On m’a sommé de les faire garder. D’arrêter d’allaiter. Alors que c’était tout ce qu’il me restait d’assises. Je ne dis pas que toute guérison passe par là. Mais pour moi, c’était le cas. Mes enfants sont mon moteur. Et ils sont mes modérateurs. Encore aujourd’hui. Eh oui!
L’avenir.
Nous y voici. Aujourd’hui. Le temps de convalescence est fini. Officiellement. Mais dernièrement, j’ai réalisé que, concrètement, il en est tout autrement. J’ai réalisé que cet épisode m’a fragilisée. Dernièrement, j’ai réalisé que je ne pourrai plus jamais vivre en me mettant de côté.
Même si j’ai guéri. En grande partie. Même si la vie a repris son cours. Même si le quotidien a repris sa place dans notre parcours. Même si. Mes limites sont rigidement définies. Ma routine est intimement liée à mon équilibre de vie. Et quand j’y déroge, l’alarme sonne. Fort.
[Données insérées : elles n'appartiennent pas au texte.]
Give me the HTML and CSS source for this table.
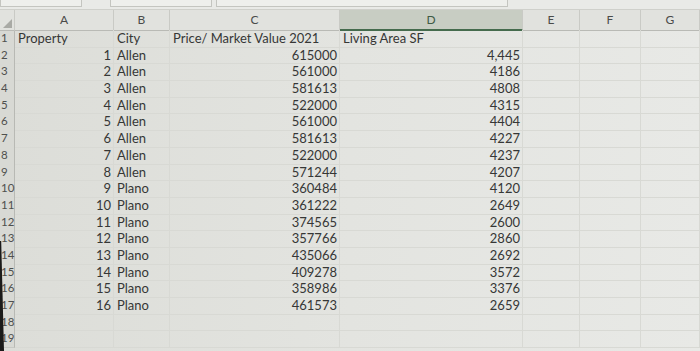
FILE: index.html
```html
<!DOCTYPE html>
<html>
<head>
<meta charset="utf-8">
<link rel="stylesheet" href="styles.css">
</head>
<body>
<div class="sheet">
  <div class="ribbon"><span class="rb rb1"></span><span class="rb rb2"></span><span class="rb rb3"></span></div>
  <div class="row head">
    <div class="corner"><span class="tri"></span></div>
    <div class="ch">A</div><div class="ch">B</div><div class="ch">C</div><div class="ch sel">D</div><div class="ch">E</div><div class="ch">F</div><div class="ch">G</div>
  </div>
  <div class="row"><div class="rn">1</div><div class="c">Property</div><div class="c">City</div><div class="c">Price/ Market Value 2021</div><div class="c">Living Area SF</div><div class="c"></div><div class="c"></div><div class="c"></div></div>
  <div class="row"><div class="rn">2</div><div class="c r">1</div><div class="c">Allen</div><div class="c r">615000</div><div class="c r">4,445</div><div class="c"></div><div class="c"></div><div class="c"></div></div>
  <div class="row"><div class="rn">3</div><div class="c r">2</div><div class="c">Allen</div><div class="c r">561000</div><div class="c r">4186</div><div class="c"></div><div class="c"></div><div class="c"></div></div>
  <div class="row"><div class="rn">4</div><div class="c r">3</div><div class="c">Allen</div><div class="c r">581613</div><div class="c r">4808</div><div class="c"></div><div class="c"></div><div class="c"></div></div>
  <div class="row"><div class="rn">5</div><div class="c r">4</div><div class="c">Allen</div><div class="c r">522000</div><div class="c r">4315</div><div class="c"></div><div class="c"></div><div class="c"></div></div>
  <div class="row"><div class="rn">6</div><div class="c r">5</div><div class="c">Allen</div><div class="c r">561000</div><div class="c r">4404</div><div class="c"></div><div class="c"></div><div class="c"></div></div>
  <div class="row"><div class="rn">7</div><div class="c r">6</div><div class="c">Allen</div><div class="c r">581613</div><div class="c r">4227</div><div class="c"></div><div class="c"></div><div class="c"></div></div>
  <div class="row"><div class="rn">8</div><div class="c r">7</div><div class="c">Allen</div><div class="c r">522000</div><div class="c r">4237</div><div class="c"></div><div class="c"></div><div class="c"></div></div>
  <div class="row"><div class="rn">9</div><div class="c r">8</div><div class="c">Allen</div><div class="c r">571244</div><div class="c r">4207</div><div class="c"></div><div class="c"></div><div class="c"></div></div>
  <div class="row"><div class="rn">10</div><div class="c r">9</div><div class="c">Plano</div><div class="c r">360484</div><div class="c r">4120</div><div class="c"></div><div class="c"></div><div class="c"></div></div>
  <div class="row"><div class="rn">11</div><div class="c r">10</div><div class="c">Plano</div><div class="c r">361222</div><div class="c r">2649</div><div class="c"></div><div class="c"></div><div class="c"></div></div>
  <div class="row"><div class="rn">12</div><div class="c r">11</div><div class="c">Plano</div><div class="c r">374565</div><div class="c r">2600</div><div class="c"></div><div class="c"></div><div class="c"></div></div>
  <div class="row"><div class="rn">13</div><div class="c r">12</div><div class="c">Plano</div><div class="c r">357766</div><div class="c r">2860</div><div class="c"></div><div class="c"></div><div class="c"></div></div>
  <div class="row"><div class="rn">14</div><div class="c r">13</div><div class="c">Plano</div><div class="c r">435066</div><div class="c r">2692</div><div class="c"></div><div class="c"></div><div class="c"></div></div>
  <div class="row"><div class="rn">15</div><div class="c r">14</div><div class="c">Plano</div><div class="c r">409278</div><div class="c r">3572</div><div class="c"></div><div class="c"></div><div class="c"></div></div>
  <div class="row"><div class="rn">16</div><div class="c r">15</div><div class="c">Plano</div><div class="c r">358986</div><div class="c r">3376</div><div class="c"></div><div class="c"></div><div class="c"></div></div>
  <div class="row"><div class="rn">17</div><div class="c r">16</div><div class="c">Plano</div><div class="c r">461573</div><div class="c r">2659</div><div class="c"></div><div class="c"></div><div class="c"></div></div>
  <div class="row"><div class="rn">18</div><div class="c"></div><div class="c"></div><div class="c"></div><div class="c"></div><div class="c"></div><div class="c"></div><div class="c"></div></div>
  <div class="row"><div class="rn">19</div><div class="c"></div><div class="c"></div><div class="c"></div><div class="c"></div><div class="c"></div><div class="c"></div><div class="c"></div></div>
  <div class="bezel"></div>
</div>
</body>
</html>
```
FILE: styles.css
```css
html, body {
  margin: 0;
  padding: 0;
  background: #e2e3df;
}
.sheet {
  position: relative;
  width: 700px;
  height: 351px;
  overflow: hidden;
  font-family: Lato, "Open Sans", sans-serif;
  font-size: 13px;
  color: #363736;
  background: linear-gradient(90deg, #dcddd8 0%, #e3e4e0 50%, #e8e9e6 100%);
}
.ribbon {
  height: 10px;
  display: flex;
  gap: 4px;
  background: #e9eae7;
  border-bottom: 1px solid #cfd0cb;
  box-sizing: border-box;
}
.rb {
  height: 6px;
  border: 1px solid #c4c5c0;
  border-top: none;
  background: #eeefec;
}
.rb1 { width: 80px; }
.rb2 { width: 100px; margin-left: 24px; }
.rb3 { width: 290px; }
.row {
  display: grid;
  grid-template-columns: 15px 99px 56px 170px 183px 57px 61px 1fr;
  height: 16.7px;
  line-height: 16.7px;
}
.row.head {
  height: 20px;
  line-height: 19px;
  background: #e1e2de;
}
.corner {
  position: relative;
  border-right: 1px solid #c9cac5;
  border-bottom: 1px solid #b9bab5;
}
.tri {
  position: absolute;
  right: 2px;
  bottom: 2px;
  width: 0;
  height: 0;
  border-left: 9px solid transparent;
  border-bottom: 9px solid #a9aaa5;
}
.ch {
  text-align: center;
  color: #4a4b49;
  font-size: 12px;
  border-right: 1px solid #c9cac5;
  border-bottom: 1px solid #b9bab5;
}
.ch.sel {
  background: #c8cdc3;
  color: #3f5a45;
  border-bottom: 2px solid #456b4d;
}
.rn {
  font-size: 11.5px;
  color: #4f504e;
  padding-left: 1px;
  background: #d8d9d4;
  border-right: 1px solid #b8b9b4;
  border-bottom: 1px solid #c8c9c4;
  overflow: visible;
  white-space: nowrap;
}
.c {
  padding: 0 3px;
  white-space: nowrap;
  border-right: 1px solid #d8d9d4;
  border-bottom: 1px solid #d8d9d4;
  min-width: 0;
}
.c.r {
  text-align: right;
  padding-right: 2px;
}
.bezel {
  position: absolute;
  left: 0;
  bottom: 0;
  width: 4px;
  height: 110px;
  background: #1b1b1a;
  clip-path: polygon(0 0, 30% 0, 100% 100%, 0 100%);
}
```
Nous sommes maintenant dans l’avenir. Celui-là même que je n’arrivais pas à me définir. Quelques années plus tôt. Nous sommes dans cet avenir où je poursuis mon chemin de vie. Écorchée. Mais tellement plus consciente. Tellement plus présente.
Les acquis.
Nous sommes dans cet avenir où les acquis sont palpables. Où je suis à même de constater par où je suis passée. Ce que j’y ai laissé. Parce que dans tout combat, il y a des moments où l’on doit baisser les bras. Mais je suis surtout à même de constater ce que j’y ai gagné.
Nous sommes dans cet avenir où j’ai appris à relativiser. Et à prioriser. Où j’ai appris à me respecter. Même si ça demeure difficile. Nous sommes dans cet avenir où je n’ai pas peur de m’avouer vaincue. Où je me permets de dire que j’ai fait une erreur. Où j’assume de voir des gens déçus.
Nous sommes dans cet avenir où je demeure fragile de l’extérieur. Mais où je me suis solidifiée de l’intérieur. À bon entendeur, j’ai acquis l’humilité de me retirer. Quand je vois que je commence à m’effriter.